The year 1879 was most disastrous to all branches of the work, for the central provinces, and Vònizòngo in particular, were visited by another epidemic of malarial fever, which was much more severe than that of the previous year. The former had probably carried off 5,000 people, yet it was mild when compared with what we had in 1879. We ourselves also suffered much more severely than we had done in the previous year—partly because we were both very much exhausted by eight years’ very hard work in one of the worst fever districts of the island.

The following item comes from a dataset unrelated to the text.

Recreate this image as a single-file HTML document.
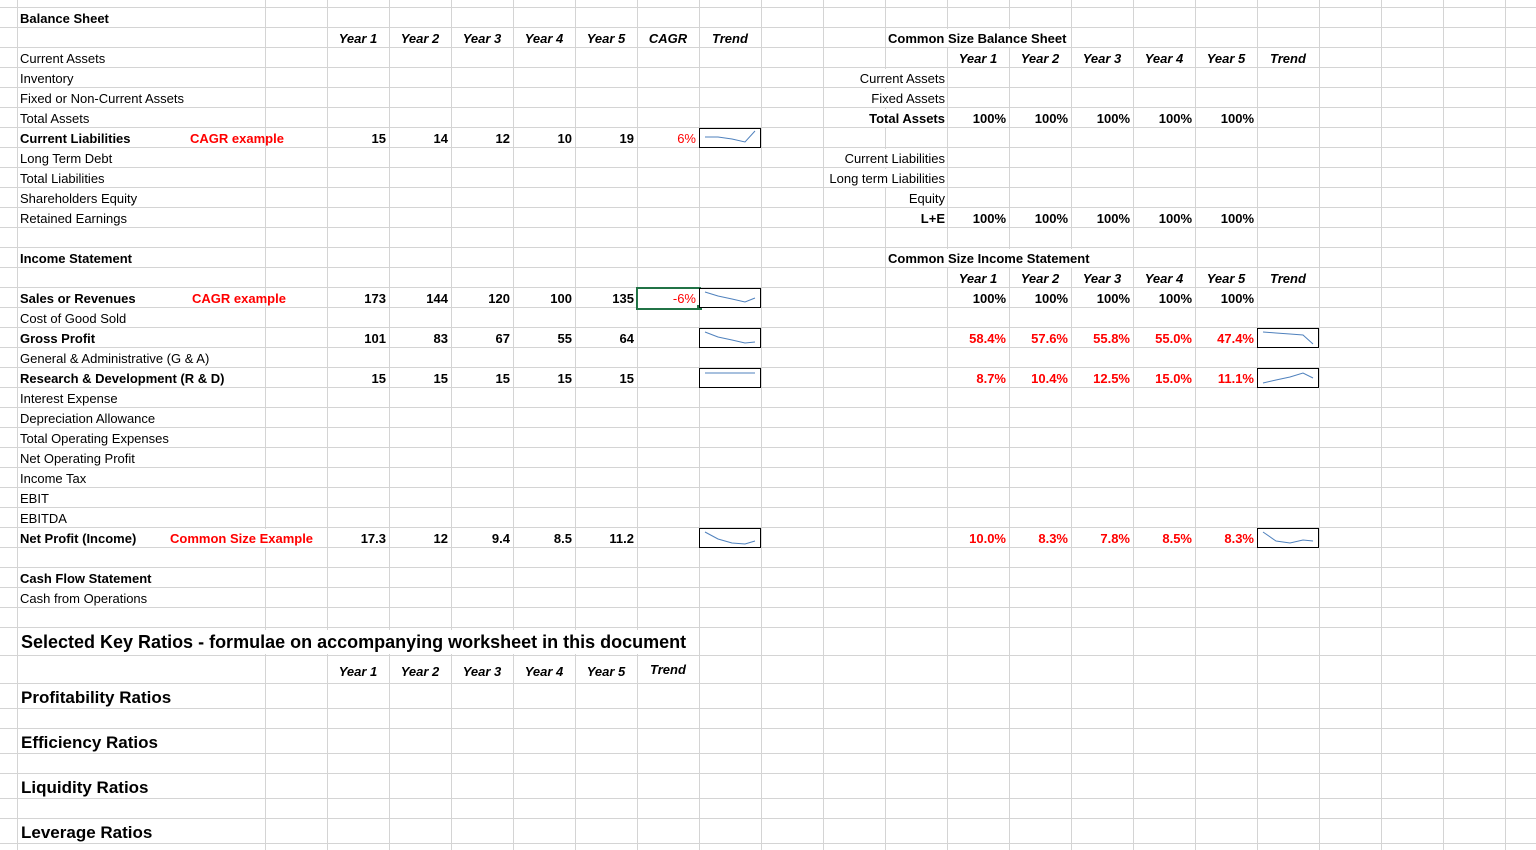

For, notwithstanding all the precautions and care that we took, I was prostrated eleven times with fever, and my wife seven times, and some of our children about a dozen times, although during twelve months we had used nearly two ounces of quinine, to which, under God, I believe that we owed our lives.
Towards the end of the previous year I had again brought under the notice of our churches the subject of teaching our adherents to read. The matter was taken up very heartily by our station church, and afterwards by the various churches in the district. They also entered into the plans with great heartiness, and the result was that in a short time a large number of the churches were at work. We arranged that the church members who could read should form evening classes in their own villages to teach the adherents who could not. They were very much assisted in many villages by the elder scholars from the village school, and in the course of a few weeks we had 2,000 adults gathered into evening classes learning to read! Alphabet sheets, to the value of £1, were given to them, and they themselves spent £7 on first lesson books! The news of what we were doing in Vònizòngo spread, and the subject of teaching the adult adherents to read, that they might be able to read the Bible for themselves, was brought before the church at the ‘union meetings.’ This stimulated our people again, and they worked eagerly until, first the epidemic, and then another conscription for the army, broke up nearly all the evening classes for a time; but the progress that was made in some congregations even during the very short time these classes were at work, was really astonishing.